### Job
List all lines of the data that include the string "React".

## BEGIN Information provided

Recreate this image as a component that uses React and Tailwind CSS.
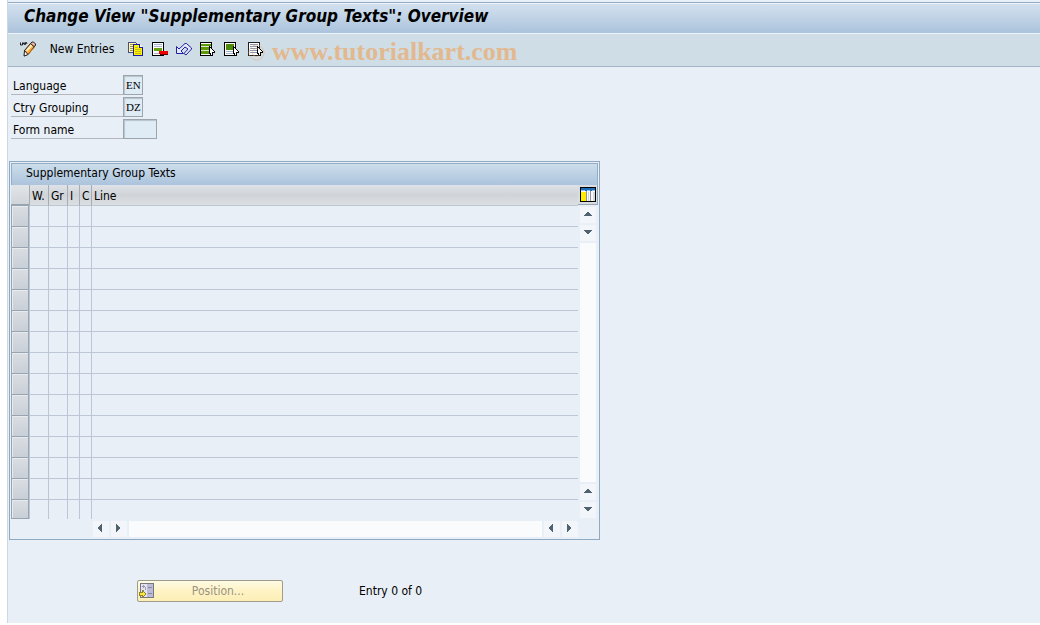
import React from 'react'

const rows = Array.from({ length: 15 }, (_, i) => i)

const columns = [
  { name: "W.", width: "w-[19px]" },
  { name: "Gr", width: "w-[19px]" },
  { name: "I", width: "w-3" },
  { name: "C", width: "w-3" },
  { name: "Line", width: "" },
]

const fields = [
  { id: "language", label: "Language", value: "EN", width: "w-5" },
  { id: "grouping", label: "Ctry Grouping", value: "DZ", width: "w-5" },
  { id: "form", label: "Form name", value: "", width: "w-[34px]" },
]

const Icon = ({ children }) => (
  <svg width="16" height="16" viewBox="0 0 16 16" fill="none" shapeRendering="crispEdges" aria-hidden="true">
    {children}
  </svg>
)

const Pointer = () => (
  <>
    <path d="M9 5h1v1h1v1h1v1h1v1h1v1h1v2h-2v3h-3v-2H9z" fill="#000" />
    <path d="M10 7h1v1h1v1h1v1h1v1h-2v3h-1v-2h-1z" fill="#fff" />
  </>
)

const ChangeIcon = () => (
  <svg width="16" height="16" viewBox="0 0 16 16" fill="none" aria-hidden="true">
    <path d="M0.500 1.500v2.500h2v-2.500M3 3.500l1-2 1 2.500 1-3 1 2" stroke="#222" />
    <path d="M4.500 9.500l6-7 4 3-6 7.500-4 2z" fill="#f8a832" stroke="#222" />
    <path d="M6.500 10l5.500-6" stroke="#ffedc0" strokeWidth="2" />
    <path d="M10.500 2.500l1.500-1.500h1.500l2 2v1.500l-1.500 1z" fill="#f4b8a0" stroke="#222" />
    <path d="M4.500 9.500l3.500 4-4 1.500z" fill="#fff" stroke="#222" />
    <path d="M8 13.500l6-7" stroke="#d86c10" />
  </svg>
)

const CopyIcon = () => (
  <Icon>
    <path d="M0.500 1.500h7l2 2v8h-9z" fill="#fff8a0" stroke="#4a4a8c" />
    <path d="M2 3.500h3M2 5.500h3M2 7.500h3M2 9.500h3" stroke="#99993a" />
    <path d="M5.500 3.500h6l3 3v8h-9z" fill="#fff200" stroke="#1c1ca8" />
    <path d="M11 4h1v2h2v1h-3z" fill="#1c1ca8" />
    <path d="M12 4h1v1h1v1h-2z" fill="#fff" />
    <path d="M7 6.500h3M7 8.500h6M7 10.500h6M7 12.500h6" stroke="#c4bc20" />
  </Icon>
)

const DeleteIcon = () => (
  <Icon>
    <path d="M0.500 1.500h11v13h-11z" fill="#fff" stroke="#000" />
    <path d="M2 3.500h8M2 5.500h8M2 12.500h5" stroke="#a4b4d0" />
    <path d="M2 7h8v3h-8z" fill="#64a010" />
    <path d="M7 10h9v3h-9z" fill="#f00000" />
    <path d="M8 13.500h8" stroke="#600" />
  </Icon>
)

const UndoIcon = () => (
  <svg width="16" height="16" viewBox="0 0 16 16" fill="none" aria-hidden="true">
    <path d="M0.500 5.500v7h7l-2.500-2.500 4-4 3 2-4 4.500 2 1.500 5.500-6v-1l-5-4.500h-1.500l-6 5.500z" fill="#e4e8fc" stroke="#2020a0" />
  </svg>
)

const SelectAllIcon = () => (
  <Icon>
    <path d="M0.500 1.500h11v13h-11z" fill="#fff" stroke="#000" />
    <path d="M1 3h10v2h-10zM1 6h10v3h-10zM1 10h10v3h-10z" fill="#5c9a0c" />
    <path d="M1 5.500h10M1 9.500h10" stroke="#dce8c0" />
    <Pointer />
  </Icon>
)

const SelectBlockIcon = () => (
  <Icon>
    <path d="M0.500 1.500h11v13h-11z" fill="#fff" stroke="#000" />
    <path d="M2 3h8v6h-8z" fill="#4c8a08" />
    <path d="M2 10.500h7M2 12.500h7" stroke="#a4b4d0" />
    <Pointer />
  </Icon>
)

const DeselectIcon = () => (
  <Icon>
    <path d="M0.500 1.500h11v13h-11z" fill="#fff" stroke="#222" />
    <path d="M2 3.500h8M2 5.500h8M2 7.500h7M2 9.500h7M2 11.500h7" stroke="#8494ac" />
    <Pointer />
  </Icon>
)

const ConfigIcon = () => (
  <Icon>
    <path d="M0 0h16v15H0z" fill="#000" />
    <path d="M1 1h14v13H1z" fill="#f8f8f8" />
    <path d="M1 1h14v3H1z" fill="#1c6cb8" />
    <path d="M1 3.500h4M7 3.500h3M12 3.500h3" stroke="#8cc4f0" />
    <path d="M1 5h5v9H1z" fill="#ffec00" />
    <path d="M6 4h1v10H6zM10 4h1v10h-1z" fill="#8c9098" />
    <path d="M8 5h1v9H8zM13 5h2v9h-2z" fill="#d4d6dc" />
  </Icon>
)

const PositionIcon = () => (
  <Icon>
    <path d="M1.500 0.500h13v14h-13z" fill="#e4e4f0" stroke="#77777f" />
    <path d="M8 1h6v13h-6z" fill="#bcbcd8" />
    <path d="M3 3.500h3M3 7.500h2M9 4.500h4M9 10.500h4" stroke="#8888a0" />
    <path d="M4.500 2v3M6.500 4v3" stroke="#a0a0b0" />
    <path d="M0 9h3V7h1v1h1v1h1v1h1v2H6v1H5v1H4v1H3v-2H0z" fill="#8c8430" />
    <path d="M1 10h3V9h1v1h1v2H5v1H4v-1H1z" fill="#ffe840" />
  </Icon>
)

const arrows = {
  up: "M7 5h2v1h1v1h1v1h1v1H4V8h1V7h1V6h1z",
  down: "M4 5h8v1h-1v1h-1v1H9v1H7V8H6V7H5V6H4z",
  left: "M8 3h1v8H8v-1H7V9H6V8H5V6h1V5h1V4h1z",
  right: "M5 3h1v1h1v1h1v1h1v2H8v1H7v1H6v1H5z",
}

const ScrollButton = ({ dir }) => (
  <button aria-label={"Scroll " + dir} className="size-4 shrink-0 bg-[#f2f6fa]">
    <svg width="16" height="16" viewBox="0 0 16 16" shapeRendering="crispEdges" aria-hidden="true">
      <path d={arrows[dir]} fill="#50626f" />
    </svg>
  </button>
)

const toolbar = [
  { name: "Copy as", icon: <CopyIcon /> },
  { name: "Delete", icon: <DeleteIcon /> },
  { name: "Undo change", icon: <UndoIcon /> },
  { name: "Select all", icon: <SelectAllIcon /> },
  { name: "Select block", icon: <SelectBlockIcon /> },
  { name: "Deselect all", icon: <DeselectIcon /> },
]

const App = () => {
  return (
    <div className="bg-white pl-[7px] font-['DejaVu_Sans_Condensed','DejaVu_Sans',sans-serif] text-xs text-black">
      <div className="border-l border-[#ccd8e4] bg-[#e8eff6] pt-0.5 pb-[21px]">
        {/* Title */}
        <header className="border-t border-[#94adc4]">
          <h1 className="flex h-[31px] items-center border-y border-[#eef4fa] bg-linear-to-b from-[#d3e1ee] to-[#abc3dc] pb-1 pl-4 text-[17px] font-bold italic whitespace-nowrap">
            Change View "Supplementary Group Texts": Overview
          </h1>
        </header>

        {/* Toolbar */}
        <div className="relative flex h-[33px] items-center border-b border-[#a0b4c6] bg-[#cfdde7] pb-0.5 pl-3">
          <button aria-label="Display / Change"><ChangeIcon /></button>
          <button className="ml-3 w-[68px] whitespace-nowrap">New Entries</button>
          <div className="ml-3 flex gap-2">
            {toolbar.map((t) => (
              <button key={t.name} aria-label={t.name}>{t.icon}</button>
            ))}
          </div>
          <svg className="absolute top-2.5 left-[240px]" width="17" height="17" viewBox="0 0 17 17" fill="none" stroke="#e8a870" strokeOpacity="0.5" aria-hidden="true">
            <circle cx="8.500" cy="8.500" r="7.500" />
            <path d="M11.500 6a4 4 0 1 0 0 5" />
          </svg>
          <span className="absolute top-0.5 left-[264px] font-['Liberation_Serif',serif] text-[26px] leading-8 font-bold text-[#e2b98f]">
            www.tutorialkart.com
          </span>
        </div>

        {/* Key fields */}
        <div className="flex flex-col gap-0.5 pt-2 pl-[3px]">
          {fields.map((f) => (
            <div key={f.id} className="flex h-5">
              <label htmlFor={f.id} className="w-28 border-b border-[#b4b8bc] pl-0.5 leading-[22px]">{f.label}</label>
              <input
                id={f.id}
                defaultValue={f.value}
                readOnly
                className={"h-5 border border-[#9ca4ac] bg-[#dfebf5] pl-0.5 font-['Liberation_Serif',serif] text-[11px] shadow-[inset_1px_1px_1px_#b8c2cc] outline-none " + f.width}
              />
            </div>
          ))}
        </div>

        {/* Table */}
        <section className="mt-[22px] ml-px max-w-[591px] border border-[#8eaac2] p-px">
          <h2 className="h-[22px] border border-b-0 border-[#94adc4] bg-linear-to-b from-[#cddeeb] to-[#abc3dc] pl-3.5 leading-[18px]">
            Supplementary Group Texts
          </h2>
          <div className="flex">
            <table className="min-w-0 flex-1 table-fixed border-separate border-spacing-0">
              <thead>
                <tr className="h-[21px]">
                  <th aria-label="Select" className="w-[18px] border-b-2 border-[#98a4b2] bg-linear-to-b from-[#e2e5e8] to-[#d0d5da] p-0" />
                  {columns.map((c) => (
                    <th key={c.name} className={"border-b border-l border-b-[#bfc7d3] border-l-[#a4acb6] bg-linear-to-b from-[#dfe2e6] via-[#d0d4d8] to-[#dcdfe2] p-0 pt-0.5 pl-0.5 text-left font-normal whitespace-nowrap " + c.width}>
                      {c.name}
                    </th>
                  ))}
                </tr>
              </thead>
              <tbody>
                {rows.map((r) => (
                  <tr key={r} className="h-[21px] last:h-[19px]">
                    <td className="border border-t-0 border-[#98a4b2] bg-linear-to-b from-[#dadee3] to-[#c9cfd7] p-0 shadow-[inset_1px_1px_0_#e8ebee]" />
                    {columns.map((c) => (
                      <td key={c.name} className={"border-l border-[#bcc6d6] p-0 " + (r < rows.length - 1 ? "border-b" : "")} />
                    ))}
                  </tr>
                ))}
              </tbody>
            </table>
            <div className="flex w-5 flex-col items-center">
              <button aria-label="Table settings" className="mb-0.5 flex h-5 w-full items-center justify-center border-r border-b border-[#98a4b2] bg-[#d9dde1]">
                <ConfigIcon />
              </button>
              <div className="flex flex-1 flex-col gap-0.5 pb-px">
                <ScrollButton dir="up" />
                <ScrollButton dir="down" />
                <div className="flex-1 bg-[#fafbfc]" />
                <ScrollButton dir="up" />
                <ScrollButton dir="down" />
              </div>
            </div>
          </div>
          <div className="flex h-[19px] items-center gap-0.5 pr-5 pl-[82px]">
            <ScrollButton dir="left" />
            <ScrollButton dir="right" />
            <div className="h-4 flex-1 bg-[#fafbfc]" />
            <ScrollButton dir="left" />
            <ScrollButton dir="right" />
          </div>
        </section>

        {/* Footer */}
        <div className="mt-10 flex items-center pl-[129px]">
          <button disabled className="flex h-[22px] w-[146px] items-center rounded-xs border border-[#a09c8c] bg-linear-to-b from-[#fffbe4] via-[#fff3c4] to-[#fdeeb6] px-px text-[#979386]">
            <PositionIcon />
            <span className="flex-1 text-center">Position...</span>
          </button>
          <span className="ml-[76px]">Entry 0 of 0</span>
        </div>
      </div>
    </div>
  )
}

export default App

## END Information provided

### Complete response
Recreate this image as a component that uses React and Tailwind CSS.
import React from 'react'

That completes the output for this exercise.